Figure 19 shows the flow front for experiment 9, PL fluid, and for experiment 12, HB fluid, rescaled to the value $\eta =X/[T(n+1)/n]^{n/(n+1)}$ and $\eta =X/[T(n+1)/n]^{n/(n+1)}(1+\psi \chi _1)$, respectively, and the vertical position from the base of the cell has been rescaled to the interval $[0,1]$. The collapse to a single curve, predicted by the theory, is better for PL than for HB fluids, improves in time and with the overpressure (the depth) of the layer.

Figure 19. Comparison of the experimental data for the height of the current as a function of the distance from the source with the theoretical prediction. (a) Experiment 9, power-law fluid and (b) experiment 12, Herschel–Bulkley fluid. The horizontal axis shows the dimensionless $\eta$ from (2.12a,b) and from (3.11), respectively. The experimental data refer to different times as shown in the legend, the curves refer to the theoretical model.

In a subset of experiments, conducted with Newtonian and power-law fluids, pulses of tracer were simultaneously injected in the six layers at mid-height and mid-width and a distance $x=7.2\ \text {cm}$ from the origin, in order to validate the model for the transport properties of the domain.

Figure 20 shows the migration of four series of pulses injected in the flow during an experiment with a power-law fluid. The pulses travel noticeably faster than the mean velocity of the current, elongate during travel, spread little in the other two directions and tend to accumulate near the front when they reach the nose. There is specific evidence that the injected tracer concentrates at the mid gap position; see figure 21 where the red shadow of the slugs is visible on the back wall of the Hele-Shaw cell. The slug advances like a comet, with the tail due to the transversely diffused fluid that moves towards areas near the walls characterized by a lower speed. In correspondence of the axis of the cell the shear rate tends to zero reducing the dispersion of the slug nose, which maintains its structure and advances with a reduced loss of mass. In the nose the tracer is convected down to the bottom of the layer, see the coloured nose of the upper layer, and the flow field is three-dimensional, hence cannot be properly described within the present model.

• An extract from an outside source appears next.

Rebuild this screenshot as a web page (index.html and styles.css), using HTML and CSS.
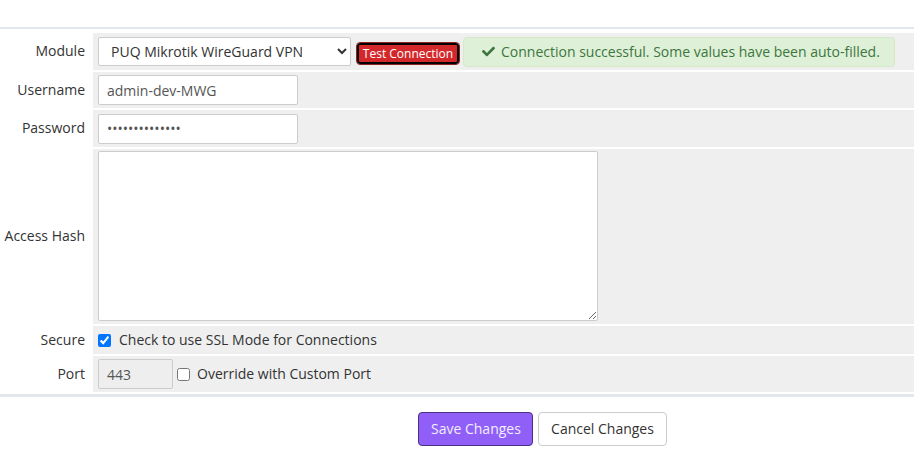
FILE: index.html
```html
<!DOCTYPE html>
<html>
<head>
<meta charset="utf-8">
<link rel="stylesheet" href="styles.css">
</head>
<body>
<div class="page">
  <div class="form">
    <div class="label">Module</div>
    <div class="field">
      <div class="select-wrap">
        <select class="select"><option>PUQ Mikrotik WireGuard VPN</option></select>
      </div>
      <button class="btn-test">Test Connection</button>
      <div class="alert">
        <svg class="check" viewBox="0 0 512 512" width="13" height="13"><path fill="#3c763d" d="M173.9 439.4l-166.4-166.4c-10-10-10-26.2 0-36.2l36.2-36.2c10-10 26.2-10 36.2 0L192 312.7 432.1 72.6c10-10 26.2-10 36.2 0l36.2 36.2c10 10 10 26.2 0 36.2l-294.4 294.4c-10 10-26.2 10-36.2 0z"/></svg>
        <span>Connection successful. Some values have been auto-filled.</span>
      </div>
    </div>

    <div class="label">Username</div>
    <div class="field"><input class="input w200" type="text" value="admin-dev-MWG"></div>

    <div class="label">Password</div>
    <div class="field"><input class="input w200 pw" type="password" value="abcdefghijklmn"></div>

    <div class="label">Access Hash</div>
    <div class="field field-hash"><textarea class="textarea"></textarea></div>

    <div class="label">Secure</div>
    <div class="field field-check">
      <label class="check-label"><input type="checkbox" class="cb" checked> Check to use SSL Mode for Connections</label>
    </div>

    <div class="label">Port</div>
    <div class="field">
      <input class="input port" type="text" value="443" disabled>
      <label class="check-label port-label"><input type="checkbox" class="cb"> Override with Custom Port</label>
    </div>
  </div>

  <div class="actions">
    <button class="btn btn-save">Save Changes</button>
    <button class="btn btn-cancel">Cancel Changes</button>
  </div>
</div>
</body>
</html>
```

FILE: styles.css
```css
* { box-sizing: border-box; }
html, body { margin: 0; padding: 0; background: #fff; }
body {
  font-family: "Open Sans", "Liberation Sans", sans-serif;
  font-size: 14px;
  color: #333;
}
.page { padding-top: 27px; }
.form {
  display: grid;
  grid-template-columns: 91px 1fr;
  grid-template-rows: 37px 36px 37px 175px 28px 36px;
  column-gap: 2px;
  row-gap: 2px;
  border-top: 2px solid #e4e8eb;
  border-bottom: 3px solid #e4e8eb;
  padding: 4px 0 2px 0;
}
.label {
  display: flex;
  align-items: center;
  justify-content: flex-end;
  padding-right: 6px;
  padding-bottom: 1px;
  color: #333;
  line-height: 20px;
}
.field {
  background: #efefef;
  display: flex;
  align-items: center;
  padding: 0 5px;
}
.field-hash { align-items: flex-start; padding-top: 2px; }
.select-wrap { display: flex; }
.select {
  width: 253px;
  height: 29px;
  margin: 0 0 1px 0;
  font-family: inherit;
  font-size: 14px;
  color: #333;
  background: #fff;
  border: 1px solid #ccc;
  border-radius: 2px;
  padding: 0 6px 0 8px;
}
.btn-test {
  margin-left: 6px;
  margin-top: 4px;
  width: 102px;
  height: 21px;
  padding: 0;
  font-family: inherit;
  font-size: 12px;
  line-height: 15px;
  color: #fff;
  background: #d3282b;
  border: 2px solid #000;
  outline: 1px solid #8e2323;
  outline-offset: 0;
  border-radius: 3px;
}
.alert {
  margin-left: 4px;
  width: 432px;
  height: 30px;
  display: flex;
  align-items: center;
  gap: 6px;
  padding: 0 15px 0 18px;
  background: #dff0d8;
  border: 1px solid #d6e9c6;
  border-radius: 4px;
  color: #3c763d;
  white-space: nowrap;
}
.check { flex: none; }
.input {
  height: 30px;
  margin: 0;
  border: 1px solid #ccc;
  border-radius: 2px;
  background: #fff;
  font-family: inherit;
  font-size: 14px;
  color: #555;
  padding: 0 8px;
}
.w200 { width: 200px; }
.pw { font-size: 14px; }
.textarea {
  display: block;
  width: 500px;
  height: 170px;
  margin: 0;
  border: 1px solid #ccc;
  border-radius: 2px;
  background: #fff;
  font-family: inherit;
  font-size: 14px;
}
.check-label {
  display: flex;
  align-items: center;
  gap: 8px;
  color: #333;
  line-height: 20px;
  white-space: nowrap;
}
.cb { margin: 0; width: 13px; height: 13px; }
.port { width: 75px; background: #eee; color: #555; padding: 0 8px; }
.port-label { margin-left: 4px; gap: 7px; }
.actions {
  display: flex;
  gap: 5px;
  padding: 15px 0 0 418px;
}
.btn {
  height: 34px;
  padding: 0 12px;
  font-family: inherit;
  font-size: 14px;
  border-radius: 4px;
  line-height: 20px;
  white-space: nowrap;
}
.btn-save {
  width: 115px;
  background: #8f5ff8;
  border: 1px solid #4b3083;
  color: #f3eeff;
}
.btn-cancel {
  width: 129px;
  background: #fff;
  border: 1px solid #ccc;
  color: #333;
}
```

Figure 20. A snapshot of experiment 9, power-law fluid, at $t=35\ \text {s}$. The circles are the injection points, the dashed curves are the envelopes of the slugs generated by four injections at $t=7, 15, 25, 33\ \text {s}$, synoptic for all layers.

Figure 21. A snapshot of experiment 10, power-law fluid. The shadow projected by the slugs on the back wall indicates that the slugs do not fill the entire gap of the cell. Photographs was taken 15 s after the removal of the gate lock.

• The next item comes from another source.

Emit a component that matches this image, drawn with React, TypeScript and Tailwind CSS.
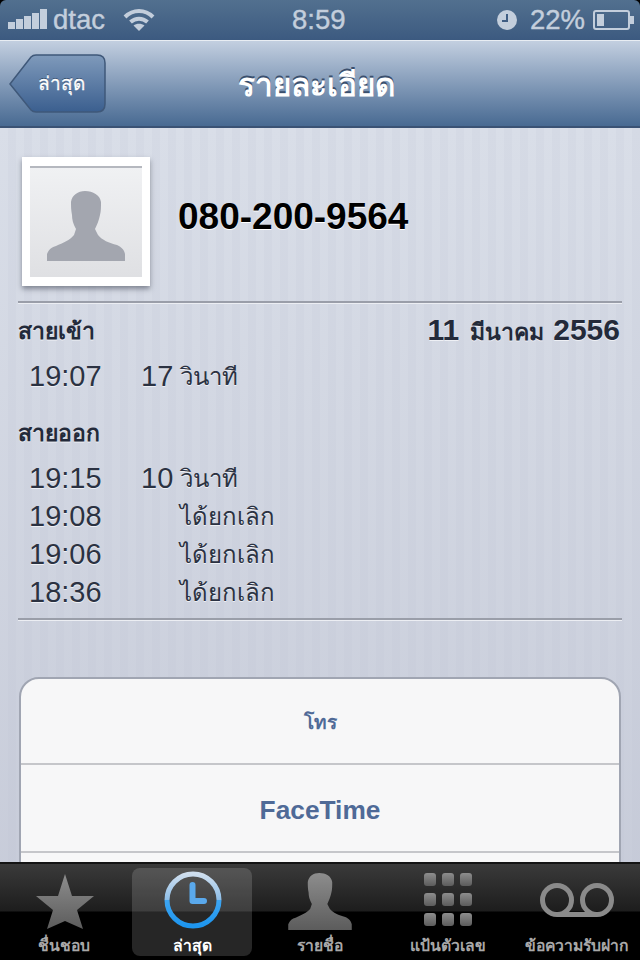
const thai = "font-['Liberation_Sans','Noto_Sans','DejaVu_Sans',sans-serif]";
const personPath =
  "M0 70V63C2 58 5 56 9 55C16 52 23 49 27 44L29 38C26 33 25 28 25 24C24 19 24 15 24 11C25 4 31 0 38 0C46 0 53 4 54 11C54 16 54 20 53 24C52 29 50 34 48 38L51 44C55 49 62 52 70 54C74 56 77 58 78 63V70Z";

const calls = [
  { time: "19:15", dur: "10", unit: "วินาที" },
  { time: "19:08", dur: "", unit: "ได้ยกเลิก" },
  { time: "19:06", dur: "", unit: "ได้ยกเลิก" },
  { time: "18:36", dur: "", unit: "ได้ยกเลิก" },
];

function CallRow({ time, dur, unit }: { time: string; dur: string; unit: string }) {
  return (
    <div className="flex h-[38px] items-center pl-[11px] text-[29px] text-[#2b3242] [text-shadow:0_1px_0_#eef0f5]">
      <span className="w-[112px]">{time}</span>
      <span className="w-[39px]">{dur}</span>
      <span className="text-[24px]">{unit}</span>
    </div>
  );
}

function StatusBar() {
  return (
    <div className="relative flex h-[40px] shrink-0 items-center justify-between rounded-t-[6px] bg-gradient-to-b from-[#52708f] to-[#3c5a80] pl-2 pr-[5px] text-[27.500px] text-[#c3cedc] [-webkit-text-stroke:0.4px_#c3cedc]">
      <div className="flex items-center">
        <svg width="39" height="24" viewBox="0 0 39 24" fill="#c3cedc">
          <rect x="0" y="14" width="7" height="7" />
          <rect x="8" y="11" width="7" height="10" />
          <rect x="16" y="8" width="7" height="13" />
          <rect x="24" y="5" width="7" height="16" />
          <rect x="32" y="1" width="7" height="20" />
        </svg>
        <span className="ml-[6px]">dtac</span>
        <svg className="ml-[18px]" width="32" height="24" viewBox="0 0 32 24" fill="none" stroke="#c3cedc" strokeWidth="4">
          <path d="M2 9C10 1 22 1 30 9" />
          <path d="M7.500 14C12.500 9.500 19.500 9.500 24.500 14" />
          <path d="M16 23l-5.500-5.500c3-2.500 8-2.500 11 0z" fill="#c3cedc" stroke="none" />
        </svg>
      </div>
      <span className="absolute left-[292px]">8:59</span>
      <div className="flex items-center">
        <svg width="20" height="20" viewBox="0 0 20 20">
          <circle cx="10" cy="10" r="10" fill="#c3cedc" />
          <path d="M10 4v7H5" fill="none" stroke="#3f5d83" strokeWidth="2" />
        </svg>
        <span className="ml-[13px]">22%</span>
        <svg className="ml-[8px]" width="42" height="22" viewBox="0 0 42 22" fill="none">
          <rect x="1" y="2" width="35" height="18" rx="2" stroke="#c3cedc" strokeWidth="2" />
          <rect x="4" y="5" width="7" height="12" fill="#c3cedc" />
          <rect x="37" y="7" width="4" height="8" fill="#c3cedc" />
        </svg>
      </div>
    </div>
  );
}

function NavBar() {
  return (
    <div className="relative flex h-[88px] shrink-0 items-center border-t border-t-[#e8edf3] border-b-2 border-b-[#3a5274] bg-gradient-to-b from-[#c3cfe0] to-[#486a92] pl-[10px]">
      <svg className="absolute left-[9px] top-[13px]" width="98" height="60" viewBox="0 0 98 60">
        <defs>
          <linearGradient id="back" x1="0" y1="0" x2="0" y2="1">
            <stop offset="0" stopColor="#7f9abb" />
            <stop offset="1" stopColor="#3b5f8f" />
          </linearGradient>
        </defs>
        <path d="M1 30 22 3C24 1 25 1 27 1H88C93 1 96 4 96 9V50C96 55 93 58 88 58H27C25 58 24 58 22 56Z" fill="url(#back)" stroke="#3f5879" strokeWidth="1.500" />
      </svg>
      <span className={`${thai} relative ml-[28px] pt-[2px] text-[19px] text-white [text-shadow:0_-1px_0_#2c4566] [-webkit-text-stroke:0.3px_#fff]`}>ล่าสุด</span>
      <span className={`${thai} absolute left-[238px] pt-[5px] text-[31.500px] font-bold text-white [text-shadow:0_-2px_0_#3a4f6d]`}>รายละเอียด</span>
    </div>
  );
}

function Divider({ className }: { className?: string }) {
  return <div className={`mx-[18px] h-[3px] border-t-2 border-[#9a9ea9] bg-[#eceef3] ${className ?? ""}`} />;
}

function Detail() {
  return (
    <div className="h-full overflow-hidden bg-[linear-gradient(rgba(186,190,206,0),rgba(186,190,206,0.55)),repeating-linear-gradient(90deg,#d9dee8_0,#d9dee8_8px,#d5dae5_8px,#d5dae5_16px)] pt-[29px]">
      <div className="flex items-center pl-[22px]">
        <div className="h-[129px] w-[128px] shrink-0 bg-white px-2 py-[9px] shadow-[0_3px_5px_rgba(60,65,80,0.55)]">
          <div className="flex h-full w-full items-end justify-center border-t-2 border-t-[#b5b8bf] bg-gradient-to-b from-[#f0f1f3] to-[#dfe0e3] pb-[16px]">
            <svg width="78" height="70" viewBox="0 0 78 70" fill="#a3a6af">
              <path d={personPath} />
            </svg>
          </div>
        </div>
        <span className="mb-[10px] ml-[28px] text-[37px] font-bold text-black [text-shadow:0_1px_0_#fff]">080-200-9564</span>
      </div>

      <Divider className="mt-[15px]" />
      <div className="mx-[18px]">
        <div className="flex h-[55px] items-center justify-between pr-[2px] text-[#232a3a] [text-shadow:0_1px_0_#eef0f5]">
          <span className={`${thai} text-[23px] font-bold`}>สายเข้า</span>
          <span className={`${thai} mb-[4px] flex items-baseline text-[23px] font-bold`}>
            <span className="text-[30px]">11</span>
            <span className="ml-[11px]">มีนาคม</span>
            <span className="ml-[9px] text-[30px]">2556</span>
          </span>
        </div>
        <div className="-mt-[1px]">
          <CallRow time="19:07" dur="17" unit="วินาที" />
        </div>
        <div className={`${thai} mt-[20px] h-[44px] text-[23px] font-bold text-[#232a3a] [text-shadow:0_1px_0_#eef0f5]`}>สายออก</div>
        {calls.map((c) => (
          <CallRow key={c.time} {...c} />
        ))}
      </div>

      <Divider className="mt-[6px]" />

      <div className="mx-[19px] mt-[56px] rounded-[20px] border-2 border-[#a0a5b2] bg-[#f7f7f8]">
        <div className="flex h-[86px] items-center justify-center border-b-2 border-[#c5c6ca] pt-[5px] text-[19px] font-bold text-[#4f6a97]">โทร</div>
        <div className="flex h-[88px] items-center justify-center border-b-2 border-[#c5c6ca] pt-[5px] text-[26.300px] font-bold text-[#4f6a97]">FaceTime</div>
        <div className="h-[88px]" />
      </div>
    </div>
  );
}

function Tab({ label, active, children }: { label: string; active?: boolean; children: React.ReactNode }) {
  return (
    <div className={`flex h-[88px] w-[120px] flex-col items-center justify-between rounded-[8px] pt-[2px] ${active ? "bg-white/15" : ""}`}>
      <div className="flex h-[60px] items-center">{children}</div>
      <span className={`${thai} whitespace-nowrap text-[15.700px] font-bold leading-[20px] ${active ? "text-white" : "text-[#a8a8a8]"}`}>{label}</span>
    </div>
  );
}

function TabBar() {
  return (
    <div className="flex h-[98px] shrink-0 items-center justify-center gap-[8px] border-t-2 border-t-[#141414] bg-[linear-gradient(#3a3a3a,#1d1d1d_47px,#000_48px,#000)]">
      <Tab label="ชื่นชอบ">
        <svg className="mt-[4px] ml-[2px]" width="58" height="56" viewBox="0 0 58 56">
          <defs>
            <linearGradient id="grey" x1="0" y1="0" x2="0" y2="1">
              <stop offset="0" stopColor="#8d8d8d" />
              <stop offset="1" stopColor="#5c5c5c" />
            </linearGradient>
          </defs>
          <path d="M29 0 36 22H58L41 36 47 55 29 47 11 55 17 36 0 22H22Z" fill="url(#grey)" />
        </svg>
      </Tab>
      <Tab label="ล่าสุด" active>
        <svg className="ml-[2px]" width="60" height="60" viewBox="0 0 60 60" fill="none">
          <defs>
            <linearGradient id="blue" x1="0" y1="0" x2="0" y2="1">
              <stop offset="0" stopColor="#cfdeee" />
              <stop offset="0.49" stopColor="#8fbfe8" />
              <stop offset="0.5" stopColor="#3ea6f2" />
              <stop offset="1" stopColor="#1d95ee" />
            </linearGradient>
          </defs>
          <circle cx="30" cy="30" r="26" stroke="url(#blue)" strokeWidth="5" />
          <path d="M29.500 15V31H41" stroke="#5aa9ec" strokeWidth="6" strokeLinecap="round" strokeLinejoin="round" />
        </svg>
      </Tab>
      <Tab label="รายชื่อ">
        <svg className="mt-[2px]" width="64" height="57" viewBox="0 0 78 70" fill="url(#grey)">
          <path d={personPath} />
        </svg>
      </Tab>
      <Tab label="แป้นตัวเลข">
        <svg width="50" height="54" viewBox="0 0 50 54" fill="url(#grey)">
          {[0, 18, 36].map((x) =>
            [0, 20, 40].map((y) => <rect key={`${x}-${y}`} x={x + 1} y={y} width="12" height="13" rx="3" />),
          )}
        </svg>
      </Tab>
      <Tab label="ข้อความรับฝาก">
        <svg className="ml-[2px]" width="74" height="34" viewBox="0 0 74 34" fill="none" stroke="#8a8a8a" strokeWidth="5">
          <circle cx="17" cy="17" r="14.500" />
          <circle cx="57" cy="17" r="14.500" />
          <path d="M17 31.500H57" />
        </svg>
      </Tab>
    </div>
  );
}

export default function App() {
  return (
    <div className="flex h-[960px] w-[640px] flex-col overflow-hidden bg-black font-['Liberation_Sans',sans-serif]">
      <StatusBar />
      <NavBar />
      <div className="min-h-0 flex-1">
        <Detail />
      </div>
      <TabBar />
    </div>
  );
}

Faster plumes in lower layers spread more in the longitudinal direction due to increased shear dispersion, proportional to mean velocity squared for pressurized flow of Newtonian (Berkowitz & Zhou Reference Berkowitz and Zhou1996) and power-law fluids (Dejam Reference Dejam2019) in a single fracture. An order of magnitude analysis based on the latter formulation confirms shear dispersion prevails over molecular diffusion; the Peclet number $Pe = \bar {u}(b/2)/D_0$ in each fracture is of order $5 \times 10^3 \ \text {s}$ (with mean velocity $\bar {u}=0.005 \ \text {m}\,\text {s}^{-1}$, half-gap $b/2 = 1.25 \times 10^{-3} \ \text {m}$ and diffusion coefficient in water $D_0 \approx 10^{-9} \ \text {m}^2\,\text {s}^{-1}$); the diffusion time across the gap is $t_D=(b/2)^2/D_0$, decidedly larger than the duration of the experiments. As all evidence confirms that each pulse remains localized at the centre of the current, the comparison with the experiments is drawn considering the actual path of particles by introducing the maximum speed of the current in (4.6), with $U_{max}/U=(2n+1)/(n+1)$.

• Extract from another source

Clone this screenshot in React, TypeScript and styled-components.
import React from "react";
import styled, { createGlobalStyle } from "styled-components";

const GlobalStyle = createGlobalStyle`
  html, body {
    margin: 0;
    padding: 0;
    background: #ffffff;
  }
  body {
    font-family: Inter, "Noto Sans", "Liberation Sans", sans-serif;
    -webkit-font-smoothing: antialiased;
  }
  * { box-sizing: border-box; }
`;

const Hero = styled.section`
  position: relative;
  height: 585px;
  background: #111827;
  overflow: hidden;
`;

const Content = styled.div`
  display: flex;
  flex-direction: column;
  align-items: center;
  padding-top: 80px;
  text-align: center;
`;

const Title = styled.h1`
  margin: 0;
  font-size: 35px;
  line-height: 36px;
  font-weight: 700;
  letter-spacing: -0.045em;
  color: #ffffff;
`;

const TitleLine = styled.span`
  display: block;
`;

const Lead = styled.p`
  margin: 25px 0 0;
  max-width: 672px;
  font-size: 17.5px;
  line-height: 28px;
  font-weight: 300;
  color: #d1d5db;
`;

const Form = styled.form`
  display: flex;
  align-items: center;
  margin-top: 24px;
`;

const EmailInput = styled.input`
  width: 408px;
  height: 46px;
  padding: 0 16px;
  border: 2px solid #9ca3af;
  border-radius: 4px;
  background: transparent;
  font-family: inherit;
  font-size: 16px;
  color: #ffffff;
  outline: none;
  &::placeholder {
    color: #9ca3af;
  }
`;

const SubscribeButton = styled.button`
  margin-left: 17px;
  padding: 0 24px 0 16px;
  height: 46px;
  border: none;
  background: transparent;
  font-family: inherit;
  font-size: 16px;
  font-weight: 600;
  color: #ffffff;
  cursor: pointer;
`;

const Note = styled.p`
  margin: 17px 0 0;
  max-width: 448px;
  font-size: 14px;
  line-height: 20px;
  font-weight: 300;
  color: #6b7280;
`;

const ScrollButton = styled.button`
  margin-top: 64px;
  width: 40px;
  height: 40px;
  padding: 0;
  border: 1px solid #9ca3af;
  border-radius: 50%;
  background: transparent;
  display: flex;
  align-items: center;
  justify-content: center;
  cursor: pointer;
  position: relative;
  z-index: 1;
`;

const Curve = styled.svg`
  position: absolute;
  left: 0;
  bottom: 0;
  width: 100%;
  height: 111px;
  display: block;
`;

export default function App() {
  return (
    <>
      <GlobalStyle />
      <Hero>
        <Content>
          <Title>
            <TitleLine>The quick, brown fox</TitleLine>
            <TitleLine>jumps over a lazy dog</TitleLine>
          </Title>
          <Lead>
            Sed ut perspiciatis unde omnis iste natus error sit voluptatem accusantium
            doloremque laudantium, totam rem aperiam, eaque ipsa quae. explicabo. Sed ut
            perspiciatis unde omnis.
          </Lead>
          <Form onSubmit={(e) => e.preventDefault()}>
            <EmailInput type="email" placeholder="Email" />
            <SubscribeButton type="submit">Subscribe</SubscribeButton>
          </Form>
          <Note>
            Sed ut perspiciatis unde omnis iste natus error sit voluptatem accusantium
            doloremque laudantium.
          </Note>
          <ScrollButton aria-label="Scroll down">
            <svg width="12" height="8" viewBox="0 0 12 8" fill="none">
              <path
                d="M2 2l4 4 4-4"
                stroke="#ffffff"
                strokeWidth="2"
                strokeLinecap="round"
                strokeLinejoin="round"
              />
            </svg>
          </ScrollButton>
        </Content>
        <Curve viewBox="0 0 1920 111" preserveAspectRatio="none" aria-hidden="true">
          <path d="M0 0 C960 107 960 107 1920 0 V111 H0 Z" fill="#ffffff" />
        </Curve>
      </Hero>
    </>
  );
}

Figure 22 shows a comparison of $X_s$, $X_f$ and of the path of the slugs for $r=1,3,6$. The experimental position of the slugs is still ahead of the theoretical one, as a consequence of secondary effects such as the lack of symmetry of the velocity field with respect to the fully confined scheme, leading to enhanced dispersion, but the agreement is quite satisfactory for slugs advancing in the pressurised portion of the current (all series of injections in layers $r=3$ and $r=6$ and for $i2$, $i3$ and $i4$ for layer $r=1$) and in the nose (injection $i1$ for layer $r=1$).

Figure 22. Advancement of the slugs for experiment 5, Newtonian fluid. (a) Experimental $X_s$ (orange x) and $X_f$ (green +), and slug position at four different time of injection ($i1,i2,i3,i4$) for $r=1$, (b) for $r=3$, and (c) for $r=6$. Symbols are experimental data, curves are theoretical values.